▶ Your task:
Check each line of the material below, and copy it if it holds the string "index".
[BEGIN Collected data]
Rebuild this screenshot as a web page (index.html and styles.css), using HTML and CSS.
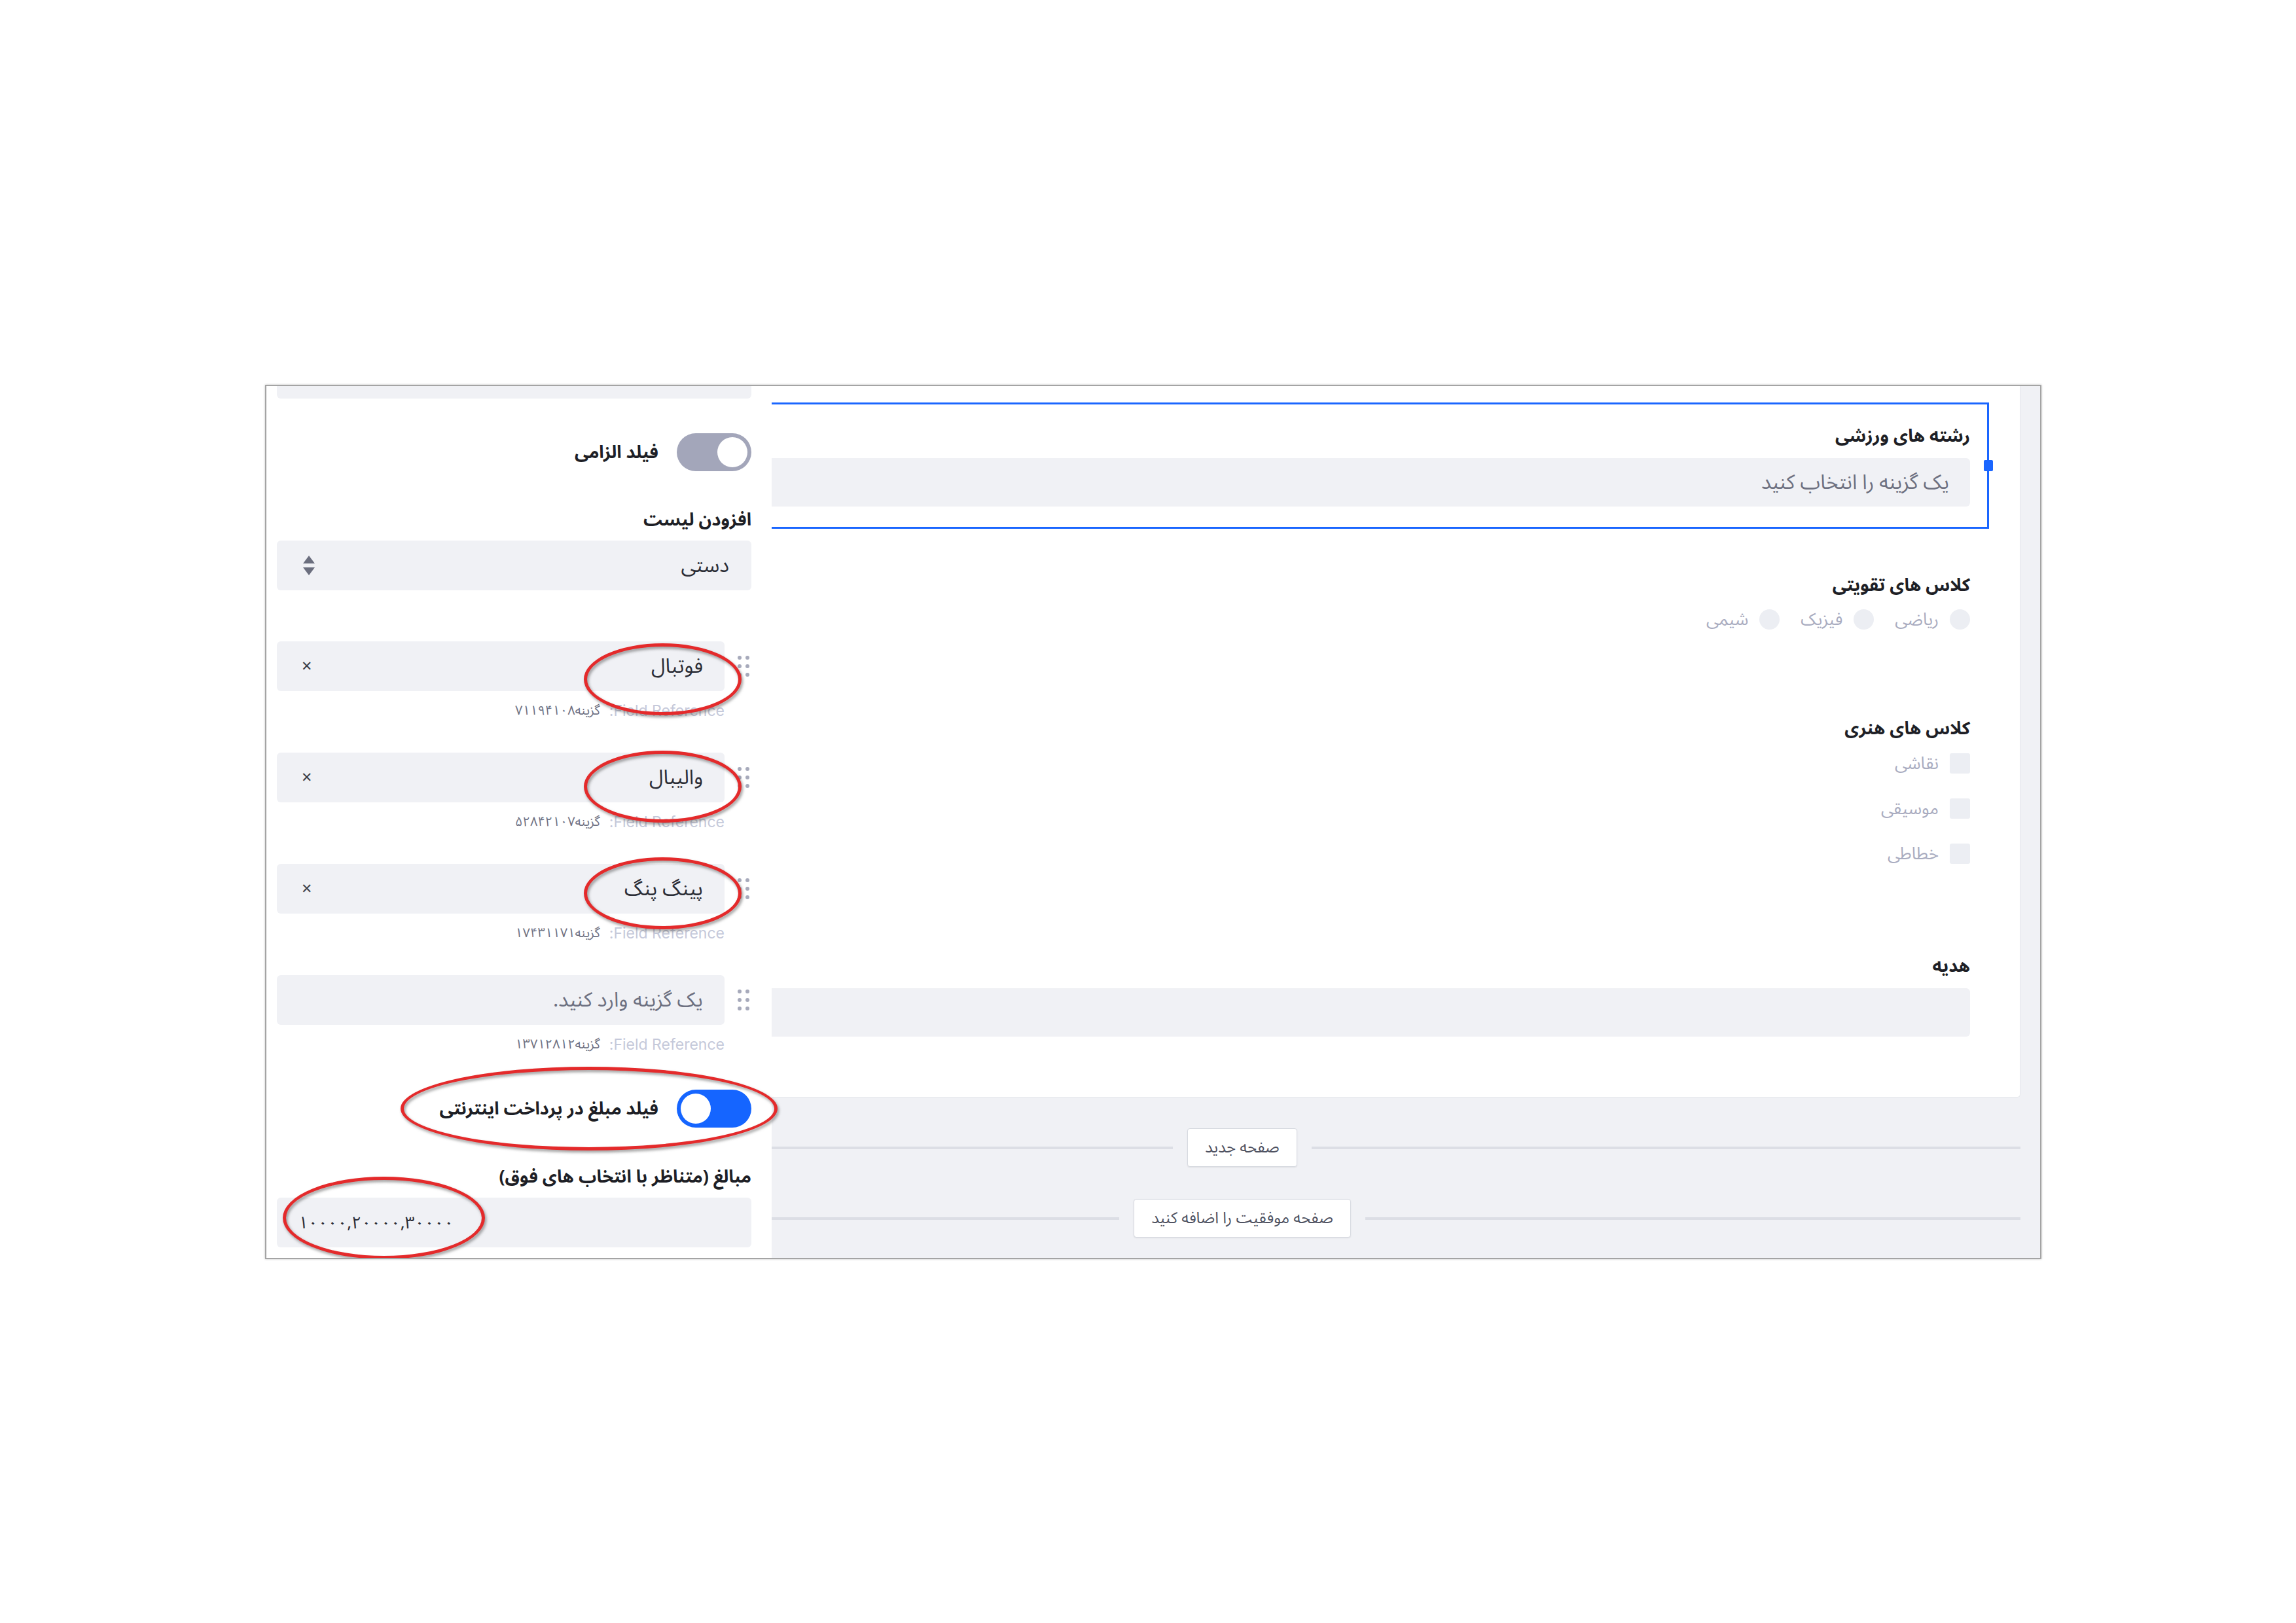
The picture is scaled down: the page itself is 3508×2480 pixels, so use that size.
FILE: index.html
```html
<!DOCTYPE html>
<html lang="fa">
<head>
    <meta charset="UTF-8">
    <title>فرم ساز</title>
    <link rel="stylesheet" href="styles.css">
</head>
<body>
    <div class="frame">
        <aside class="sidebar">
            <div class="input stub"></div>

            <div class="switch-row">
                <span class="switch"><span class="knob"></span></span>
                <span class="switch-label">فیلد الزامی</span>
            </div>

            <div class="label list-label">افزودن لیست</div>
            <div class="input select">
                <span>دستی</span>
                <svg class="arrows" viewBox="0 0 22 32" width="22" height="32">
                    <path d="M11 1 L20 13 H2 Z M11 31 L20 19 H2 Z" fill="#6b6e7e"/>
                </svg>
            </div>

            <div class="options">
                <div class="option">
                    <div class="option-row">
                        <span class="grip"><i></i><i></i><i></i><i></i><i></i><i></i></span>
                        <div class="input option-input"><span>فوتبال</span><span class="remove">×</span></div>
                    </div>
                    <div class="ref"><span class="ref-key">Field Reference:</span><span class="ref-val">گزینه۷۱۱۹۴۱۰۸</span></div>
                </div>
                <div class="option">
                    <div class="option-row">
                        <span class="grip"><i></i><i></i><i></i><i></i><i></i><i></i></span>
                        <div class="input option-input"><span>والیبال</span><span class="remove">×</span></div>
                    </div>
                    <div class="ref"><span class="ref-key">Field Reference:</span><span class="ref-val">گزینه۵۲۸۴۲۱۰۷</span></div>
                </div>
                <div class="option">
                    <div class="option-row">
                        <span class="grip"><i></i><i></i><i></i><i></i><i></i><i></i></span>
                        <div class="input option-input"><span>پینگ پنگ</span><span class="remove">×</span></div>
                    </div>
                    <div class="ref"><span class="ref-key">Field Reference:</span><span class="ref-val">گزینه۱۷۴۳۱۱۷۱</span></div>
                </div>
                <div class="option">
                    <div class="option-row">
                        <span class="grip"><i></i><i></i><i></i><i></i><i></i><i></i></span>
                        <div class="input option-input"><span class="placeholder">یک گزینه وارد کنید.</span></div>
                    </div>
                    <div class="ref"><span class="ref-key">Field Reference:</span><span class="ref-val">گزینه۱۳۷۱۲۸۱۲</span></div>
                </div>
            </div>

            <div class="switch-row pay-row">
                <span class="switch on"><span class="knob"></span></span>
                <span class="switch-label">فیلد مبلغ در پرداخت اینترنتی</span>
            </div>

            <div class="label amount-label">مبالغ (متناظر با انتخاب های فوق)</div>
            <div class="input amount">۱۰۰۰۰,۲۰۰۰۰,۳۰۰۰۰</div>
        </aside>

        <main class="canvas">
            <div class="stage">
                <div class="card">
                    <div class="field selected">
                        <span class="handle"></span>
                        <div class="label">رشته های ورزشی</div>
                        <div class="input wide"><span class="placeholder">یک گزینه را انتخاب کنید</span></div>
                    </div>

                    <div class="field radio-field">
                        <div class="label">کلاس های تقویتی</div>
                        <div class="radios">
                            <span class="choice"><span class="dot"></span>ریاضی</span>
                            <span class="choice"><span class="dot"></span>فیزیک</span>
                            <span class="choice"><span class="dot"></span>شیمی</span>
                        </div>
                    </div>

                    <div class="field check-field">
                        <div class="label">کلاس های هنری</div>
                        <div class="checks">
                            <span class="choice"><span class="box"></span>نقاشی</span>
                            <span class="choice"><span class="box"></span>موسیقی</span>
                            <span class="choice"><span class="box"></span>خطاطی</span>
                        </div>
                    </div>

                    <div class="field gift-field">
                        <div class="label">هدیه</div>
                        <div class="input wide"></div>
                    </div>
                </div>

                <div class="page-break first">
                    <span class="line"></span>
                    <span class="page-btn">صفحه جدید</span>
                    <span class="line"></span>
                </div>
                <div class="page-break">
                    <span class="line"></span>
                    <span class="page-btn">صفحه موفقیت را اضافه کنید</span>
                    <span class="line"></span>
                </div>
            </div>
        </main>

        <!-- red marks drawn over the screenshot -->
        <span class="mark mark-1"></span>
        <span class="mark mark-2"></span>
        <span class="mark mark-3"></span>
        <span class="mark mark-4"></span>
        <span class="mark mark-5"></span>
    </div>
</body>
</html>
```

FILE: styles.css
```css
* {
    margin: 0;
    padding: 0;
    box-sizing: border-box;
}

body {
    width: 3508px;
    height: 2480px;
    background: #ffffff;
    padding: 588px 0 0 405px;
    font-family: "Noto Sans Arabic", "DejaVu Sans", "Noto Sans", sans-serif;
    color: #23242c;
}

.frame {
    width: 2714px;
    height: 1336px;
    border: 2px solid #a4a4a4;
    box-shadow: 0 0 3px rgba(0, 0, 0, 0.25);
    display: flex;
    position: relative;
    overflow: hidden;
}

/* sidebar */
.sidebar {
    width: 772px;
    flex-shrink: 0;
    background: #ffffff;
    padding: 0 31px 0 16px;
    direction: rtl;
}

.input {
    height: 76px;
    background: #f0f1f5;
    border-radius: 6px;
    display: flex;
    align-items: center;
    font-size: 31px;
    color: #2b2d36;
}

.stub {
    margin-top: -57px;
}

.label {
    font-size: 27px;
    font-weight: bold;
    line-height: 36px;
    color: #1e1f26;
}

.switch-row {
    display: flex;
    align-items: center;
    gap: 28px;
    height: 58px;
    margin-top: 53px;
}

.switch {
    width: 114px;
    height: 58px;
    border-radius: 29px;
    background: #a3a6ba;
    display: flex;
    align-items: center;
    padding: 0 6px;
    flex-shrink: 0;
}

.switch.on {
    background: #1565ff;
    justify-content: flex-end;
}

.knob {
    width: 46px;
    height: 46px;
    border-radius: 50%;
    background: #ffffff;
}

.switch-label {
    font-size: 27px;
    font-weight: bold;
    color: #1e1f26;
}

.list-label {
    margin-top: 57px;
}

.select {
    margin-top: 13px;
    justify-content: space-between;
    padding: 0 34px 0 38px;
}

.options {
    margin-top: 78px;
}

.option + .option {
    margin-top: 49px;
}

.option-row {
    display: flex;
    align-items: center;
    gap: 20px;
}

.grip {
    width: 18px;
    margin-right: 3px;
    display: grid;
    grid-template-columns: 6px 6px;
    column-gap: 6px;
    row-gap: 7px;
    flex-shrink: 0;
}

.grip i {
    width: 6px;
    height: 6px;
    border-radius: 50%;
    background: #a7aabb;
}

.option-input {
    flex: 1;
    justify-content: space-between;
    padding: 0 33px 0 38px;
}

.remove {
    font-size: 27px;
    color: #3a3d48;
}

.placeholder {
    color: #6d7080;
}

.ref {
    display: flex;
    align-items: center;
    gap: 14px;
    height: 30px;
    margin: 15px 41px 0 0;
}

.ref-key {
    font-family: "Inter", "Liberation Sans", sans-serif;
    font-size: 23px;
    color: #c5c9da;
}

.ref-val {
    font-size: 20px;
    color: #6f7283;
}

.pay-row {
    margin-top: 54px;
}

.amount-label {
    margin-top: 58px;
}

.amount {
    margin-top: 13px;
    direction: ltr;
    padding-left: 33px;
    font-size: 26px;
}

/* canvas */
.canvas {
    flex: 1;
    background: #f0f1f5;
    overflow: hidden;
}

.stage {
    margin-left: -470px;
}

.card {
    direction: rtl;
    background: #ffffff;
    margin-right: 30px;
    padding: 25px 47px 92px 0;
    border-right: 1px solid #e4e6eb;
    border-bottom: 1px solid #e4e6eb;
    border-radius: 0 0 5px 5px;
}

.field {
    padding-right: 29px;
}

.field .input {
    height: 74px;
    margin-top: 15px;
}

.wide {
    padding-right: 32px;
}

.selected {
    position: relative;
    border: 3px solid #1a66ff;
    padding: 31px 26px 31px 0;
}

.handle {
    position: absolute;
    right: -9px;
    top: 50%;
    width: 14px;
    height: 17px;
    margin-top: -9px;
    background: #1a66ff;
    border-radius: 2px;
}

.radio-field {
    margin-top: 69px;
}

.radios {
    display: flex;
    gap: 32px;
    margin-top: 15px;
}

.choice {
    display: flex;
    align-items: center;
    gap: 17px;
    height: 36px;
    font-size: 26px;
    color: #a9acc0;
}

.dot {
    width: 31px;
    height: 31px;
    border-radius: 50%;
    background: #eceef3;
}

.check-field {
    margin-top: 132px;
}

.checks {
    display: flex;
    flex-direction: column;
    gap: 33px;
    margin-top: 16px;
}

.box {
    width: 31px;
    height: 31px;
    border-radius: 3px;
    background: #eceef3;
}

.gift-field {
    margin-top: 137px;
}

.page-break {
    direction: rtl;
    display: flex;
    align-items: center;
    gap: 22px;
    margin: 49px 30px 0 0;
}

.page-break.first {
    margin-top: 47px;
}

.line {
    flex: 1;
    height: 4px;
    background: #dcdee5;
}

.page-btn {
    height: 59px;
    display: flex;
    align-items: center;
    padding: 0 26px;
    background: #ffffff;
    border: 1px solid #d6d9e0;
    border-radius: 4px;
    box-shadow: 0 1px 2px rgba(0, 0, 0, 0.08);
    font-size: 24px;
    color: #4f5261;
}

/* red annotation ellipses */
.mark {
    position: absolute;
    border: 5px solid #e42a2b;
    border-radius: 50%;
    filter: drop-shadow(2px 3px 2px rgba(70, 70, 70, 0.55));
}

.mark-1, .mark-2, .mark-3 {
    left: 485px;
    width: 241px;
    height: 110px;
}

.mark-1 { top: 393px; }
.mark-2 { top: 557px; }
.mark-3 { top: 720px; }

.mark-4 {
    left: 205px;
    top: 1040px;
    width: 576px;
    height: 128px;
}

.mark-5 {
    left: 25px;
    top: 1208px;
    width: 309px;
    height: 126px;
}
```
[END Collected data]
▶ Finished answer:
Rebuild this screenshot as a web page (index.html and styles.css), using HTML and CSS.
FILE: index.html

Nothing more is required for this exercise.